Introduce the task by reading the situation with the students. Highlighting the start time and the amount of time it takes for the disease to spread. State to students that goal of the activity is to see which types of viruses are more deadly and whether social distancing measures make a difference. To accomplish this, students will be placed in groups to model the spread of a virus using beans. All groups will receive a cup of pinto beans that represent a healthy student population. Each group will also receive a different kind of bean (Kidney, Black, Lima) that will represent an infected individual. [Note: Teachers are not limited to the suggested beans. If teachers implementing the lesson wish to use different color and size beans, they are encouraged to do so.]
To simulate the spread of the virus, all of the pinto beans will be evenly spread out in a box lid or serving tray so that no beans are on top of each other. [Note: Any flat surface that can hold the beans without the beans spilling over will suffice.

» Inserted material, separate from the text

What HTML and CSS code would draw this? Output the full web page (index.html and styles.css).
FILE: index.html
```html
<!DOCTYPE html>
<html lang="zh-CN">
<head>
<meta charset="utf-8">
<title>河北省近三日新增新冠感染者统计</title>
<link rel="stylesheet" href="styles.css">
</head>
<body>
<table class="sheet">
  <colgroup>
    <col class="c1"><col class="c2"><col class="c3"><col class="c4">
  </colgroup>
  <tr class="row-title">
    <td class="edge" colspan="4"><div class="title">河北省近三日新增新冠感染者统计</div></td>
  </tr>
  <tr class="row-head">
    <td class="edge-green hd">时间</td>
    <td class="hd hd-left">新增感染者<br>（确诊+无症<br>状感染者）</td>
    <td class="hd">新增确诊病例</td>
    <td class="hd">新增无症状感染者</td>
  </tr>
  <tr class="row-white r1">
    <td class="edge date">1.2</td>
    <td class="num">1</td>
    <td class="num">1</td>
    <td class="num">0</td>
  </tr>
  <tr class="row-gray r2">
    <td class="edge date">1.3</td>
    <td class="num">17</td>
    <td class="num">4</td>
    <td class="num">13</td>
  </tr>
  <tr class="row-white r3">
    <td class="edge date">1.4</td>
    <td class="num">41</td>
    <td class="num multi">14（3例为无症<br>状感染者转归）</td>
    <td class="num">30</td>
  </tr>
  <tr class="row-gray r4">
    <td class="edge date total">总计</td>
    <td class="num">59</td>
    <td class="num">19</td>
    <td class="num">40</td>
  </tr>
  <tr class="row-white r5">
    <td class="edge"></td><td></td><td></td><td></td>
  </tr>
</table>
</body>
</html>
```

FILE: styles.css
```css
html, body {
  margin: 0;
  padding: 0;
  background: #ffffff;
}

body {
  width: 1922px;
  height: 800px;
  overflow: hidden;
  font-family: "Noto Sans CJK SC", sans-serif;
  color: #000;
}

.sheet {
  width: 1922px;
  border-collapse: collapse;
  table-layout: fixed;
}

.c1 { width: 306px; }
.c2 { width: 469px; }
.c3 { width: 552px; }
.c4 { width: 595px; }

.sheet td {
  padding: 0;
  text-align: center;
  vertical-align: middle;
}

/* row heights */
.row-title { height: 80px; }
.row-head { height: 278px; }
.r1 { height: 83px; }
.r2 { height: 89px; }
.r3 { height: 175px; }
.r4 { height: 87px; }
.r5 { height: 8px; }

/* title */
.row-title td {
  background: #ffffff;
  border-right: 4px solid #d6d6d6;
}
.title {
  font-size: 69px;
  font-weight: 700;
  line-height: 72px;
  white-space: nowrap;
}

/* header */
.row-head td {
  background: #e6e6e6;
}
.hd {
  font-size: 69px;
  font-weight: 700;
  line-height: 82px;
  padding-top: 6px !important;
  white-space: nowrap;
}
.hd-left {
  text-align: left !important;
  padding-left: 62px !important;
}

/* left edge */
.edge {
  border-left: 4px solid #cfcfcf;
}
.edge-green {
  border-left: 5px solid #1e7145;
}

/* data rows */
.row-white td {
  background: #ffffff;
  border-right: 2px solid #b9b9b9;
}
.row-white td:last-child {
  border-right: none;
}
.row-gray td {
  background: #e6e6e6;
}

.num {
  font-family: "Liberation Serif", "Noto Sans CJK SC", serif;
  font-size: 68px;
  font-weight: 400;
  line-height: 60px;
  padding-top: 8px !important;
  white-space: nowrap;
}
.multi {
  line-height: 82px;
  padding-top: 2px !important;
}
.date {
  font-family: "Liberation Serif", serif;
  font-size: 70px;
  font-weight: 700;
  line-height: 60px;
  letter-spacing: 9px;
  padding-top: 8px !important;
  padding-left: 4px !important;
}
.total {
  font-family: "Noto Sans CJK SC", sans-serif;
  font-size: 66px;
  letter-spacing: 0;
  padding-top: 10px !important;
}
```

Uniform sizes are encouraged so that comparisons across groups are more effective.] Next, students will then drop one infected individual into the healthy population, flattening all of the beans so that they are not on top of each other. Every pinto bean that is touching the virus bean has now become infected. Students will then remove the number of infected pinto beans from the healthy population and replace them with the same number of virus beans. Repeating the process and completing the table in the task sheet.
As students complete their data tables and begin plotting their values on the graphs provided, it is important that students understand the type of scale they are using along the vertical axis. Without an appropriate scale, students will have difficulty plotting all of their points on the graph.

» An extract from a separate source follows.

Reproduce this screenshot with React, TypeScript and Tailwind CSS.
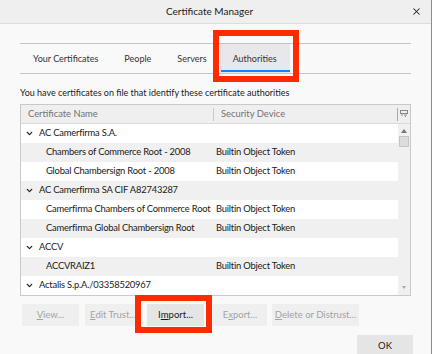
import { ChevronDown, X } from "lucide-react"

const rows = [
  { group: true, name: "AC Camerfirma S.A.", device: "" },
  { group: false, name: "Chambers of Commerce Root - 2008", device: "Builtin Object Token" },
  { group: false, name: "Global Chambersign Root - 2008", device: "Builtin Object Token" },
  { group: true, name: "AC Camerfirma SA CIF A82743287", device: "" },
  { group: false, name: "Camerfirma Chambers of Commerce Root", device: "Builtin Object Token" },
  { group: false, name: "Camerfirma Global Chambersign Root", device: "Builtin Object Token" },
  { group: true, name: "ACCV", device: "" },
  { group: false, name: "ACCVRAIZ1", device: "Builtin Object Token" },
  { group: true, name: "Actalis S.p.A./03358520967", device: "" },
]

const tabs = ["Your Certificates", "People", "Servers", "Authorities"]

function Btn({ pre, u, rest, enabled, w }: { pre: string; u: string; rest: string; enabled?: boolean; w: string }) {
  return (
    <div
      className={`${w} h-[22px] shrink-0 whitespace-nowrap flex items-center justify-center text-[9.5px] ${
        enabled ? "bg-[#e5e5e5] text-[#1a1a1a]" : "bg-[#efefef] text-[#a3a3a3]"
      }`}
    >
      {pre}
      <span className="underline">{u}</span>
      {rest}
    </div>
  )
}

export default function App() {
  return (
    <div className="relative w-[432px] h-[354px] overflow-hidden bg-[#f9f9f9] border-r border-[#8c8c8c] font-['Lato',sans-serif] text-[#1a1a1a]">
      {/* Title bar */}
      <div className="h-[24px] bg-[#efefef] border-b border-[#dcdcdc] flex items-center">
        <div className="flex-1 text-center text-[10px] pl-[8px]">Certificate Manager</div>
        <X className="w-[11px] h-[11px] mr-[9px] text-[#222]" strokeWidth={2.2} />
      </div>

      <div className="pl-[20px] pr-[20px]">
        {/* Tabs */}
        <div className="mt-[19px] h-[31px] border-t border-b border-[#c6c6c6] flex text-[9px] text-[#333]">
          {tabs.map((t) => (
            <div
              key={t}
              className={`relative px-[13px] flex items-center ${t === "Authorities" ? "bg-[#e8e8ec]" : ""}`}
            >
              {t}
              {t === "Authorities" && (
                <div className="absolute left-[1px] right-0 bottom-[1px] h-[2px] bg-[#0a84ff]" />
              )}
            </div>
          ))}
        </div>

        <div className="mt-[12px] text-[9px] leading-[14px]">
          You have certificates on file that identify these certificate authorities
        </div>

        {/* Table */}
        <div className="mt-[4px] h-[192px] border border-[#c9c9c9] bg-white flex flex-col text-[9.4px]">
          <div className="h-[19px] bg-[#efeff1] border-b border-[#dadada] flex items-center text-[#727272] shrink-0">
            <div className="w-[192px] pl-[7px]">Certificate Name</div>
            <div className="w-[1px] h-[13px] bg-[#c9c9c9]" />
            <div className="flex-1 pl-[7px]">Security Device</div>
            <div className="w-[1px] h-[13px] bg-[#a9a9a9]" />
            <div className="w-[12px] flex justify-center">
              <svg width="8" height="8" viewBox="0 0 8 8">
                <rect x="0.5" y="0.5" width="7" height="3" fill="none" stroke="#888" />
                <path d="M1 5h2M4 5h3M5 6.5h1" stroke="#888" />
              </svg>
            </div>
          </div>
          <div className="flex flex-1 min-h-0">
            <div className="flex-1 overflow-hidden tracking-[-0.2px]">
              {rows.map((r, i) => (
                <div
                  key={i}
                  className={`h-[19px] flex items-center whitespace-nowrap ${i % 2 === 1 ? "bg-[#f0f0f0]" : "bg-white"}`}
                >
                  {r.group ? (
                    <div className="w-[192px] flex items-center pl-[4px]">
                      <ChevronDown className="w-[9px] h-[9px] mr-[5px] text-[#222]" strokeWidth={3.5} />
                      {r.name}
                    </div>
                  ) : (
                    <div className="w-[192px] overflow-hidden pl-[25px]">{r.name}</div>
                  )}
                  <div className="pl-[3px]">{r.device}</div>
                </div>
              ))}
            </div>
            {/* Scrollbar */}
            <div className="w-[12px] bg-[#f0f0f0] flex flex-col items-center">
              <svg width="6" height="4" viewBox="0 0 6 4" className="mt-[5px]">
                <path d="M0 4L3 0L6 4Z" fill="#777" />
              </svg>
              <div className="mt-[3px] w-[10px] h-[11px] bg-[#dcdcdc] border border-[#c4c4c4]" />
              <div className="flex-1" />
              <svg width="4" height="3" viewBox="0 0 4 3" className="mb-[6px]">
                <path d="M0 0L2 3L4 0Z" fill="#aaa" />
              </svg>
            </div>
          </div>
        </div>

        {/* Buttons */}
        <div className="mt-[8px] flex pl-[2px]">
          <Btn pre="" u="V" rest="iew..." w="w-[57px]" />
          <div className="w-[6px]" />
          <Btn pre="" u="E" rest="dit Trust..." w="w-[56px]" />
          <div className="w-[6px]" />
          <Btn pre="I" u="m" rest="port..." w="w-[57px]" enabled />
          <div className="w-[9px]" />
          <Btn pre="E" u="x" rest="port..." w="w-[54px]" />
          <div className="w-[5px]" />
          <Btn pre="" u="D" rest="elete or Distrust..." w="w-[87px]" />
        </div>

        <div className="mt-[9px] flex justify-end mr-[-2px]">
          <div className="w-[56px] h-[22px] bg-[#e5e5e5] flex items-center justify-center text-[9.5px]">OK</div>
        </div>
      </div>

      {/* Annotation boxes */}
      <div className="absolute left-[213px] top-[30px] w-[86px] h-[52px] border-[6px] border-[#ff2a00]" />
      <div className="absolute left-[135px] top-[295px] w-[77px] h-[38px] border-[6px] border-[#ff2a00]" />
    </div>
  )
}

Once students complete their graphs, they are asked to make sense of the key features of their graph and data table. The first part requires students to make sense of the rate of change as they are conducting their simulation and use that information to make a prediction about how many shakes (how much time) is needed before all of the healthy individuals are infected. Students are then asked to explicitly state what they believe the rate of change is based on their data table and graphs. This will be compared to their technology generated models.
Students will repeat the simulation two times. The first time is for students to see how the virus is spread without social distancing, and the second time with social distancing, modeled by using a larger serving tray or box lid.
Once students have answered the questions asking them to make sense of their table and graph features, they will rely on available technology to graph their points and create a model that best fits their data.
Teachers should model the procedure for creating a model with the available technology if students are unfamiliar.
If using the TI-84, TI-Nspire, Geogebra (https://www.geogebra.org/classic#spreadsheet), or Excel, students will recreate their table of values in a spreadsheet. It is important that the headings for each column are included so that the vertical and horizontal axis can be well-defined. Once the values are in the spreadsheet, students will need to generate a graph of their data values where the time is represented on the horizontal axis and the number of infected people is on the vertical axis. Students will then use their technology to create a regression model.
[Note: Students should be familiar with the idea of lines of best fit from their linear function knowledge. The regression model illustrates the same concept of finding the curve of best fit.] If using Desmos(https://www.desmos.com/calculator), students will need to insert a table and enter their data values. This will automatically plot their points on the graph. To generate an algebraic regression model, students will need to type into the row beneath their table. This will generate values below this entry for a and b that represent the initial value and rate of change for the model.
Once the algebraic model is generated for the curve of best fit (an exponential model) students will record their results and should be comparing their previous predictions to the technology generated rate of change. Discussion of why linear and quadratic models are not appropriate should be addressed. Discussion of whether the graph will extend infinitely should be addressed also.[Note: If appropriate, the correlation coefficient and the coefficient of determination should also be included during exploration for students to understand why exponential models are the best fit model.]